Em nota enviada à reportagem na sexta-feira (14/11), a Secretaria da Segurança Pública (SSP) afirmou que, ao atender à ocorrência na Emei Antônio Bento, os policiais conversaram com as partes – pai e diretora da instituição de ensino.

“Ambos foram orientados a registrar boletim de ocorrência, caso julgassem necessário. A Corregedoria da PM está à disposição para apurar eventuais denúncias sobre a conduta policial”, disse a pasta.

A SSP acrescentou, ainda, que o uso do armamento, que inclui metralhadora, faz parte do Equipamento de Proteção Individual (EPI) dos policiais e é portado durante todo o turno de serviço.

O Metrópoles questionou a pasta, nesta segunda-feira (17/11), se alguma investigação foi aberta na Corregedoria, mas ainda não obteve resposta. O espaço segue aberto.

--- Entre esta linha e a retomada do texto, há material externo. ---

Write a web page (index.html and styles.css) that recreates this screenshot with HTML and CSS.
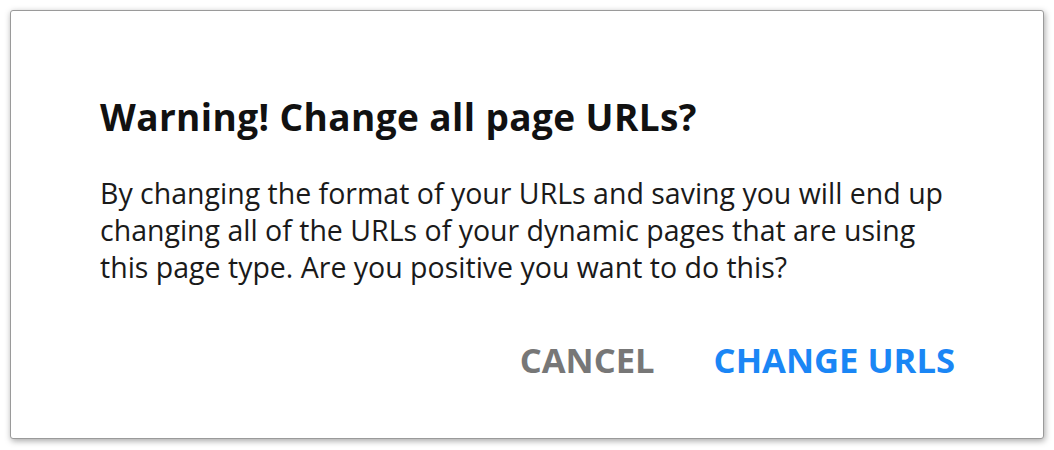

Já a Prefeitura de São Paulo, por meio da Secretaria Municipal de Educação (SME), informou que o pai da estudante recebeu esclarecimentos de que o trabalho apresentado por sua filha integra uma produção coletiva do grupo.

“A atividade faz parte de propostas pedagógicas da escola, que tornam obrigatório o ensino de história e cultura afro-brasileira e indígena dentro do Currículo da Cidade de São Paulo”, reforçou a gestão municipal.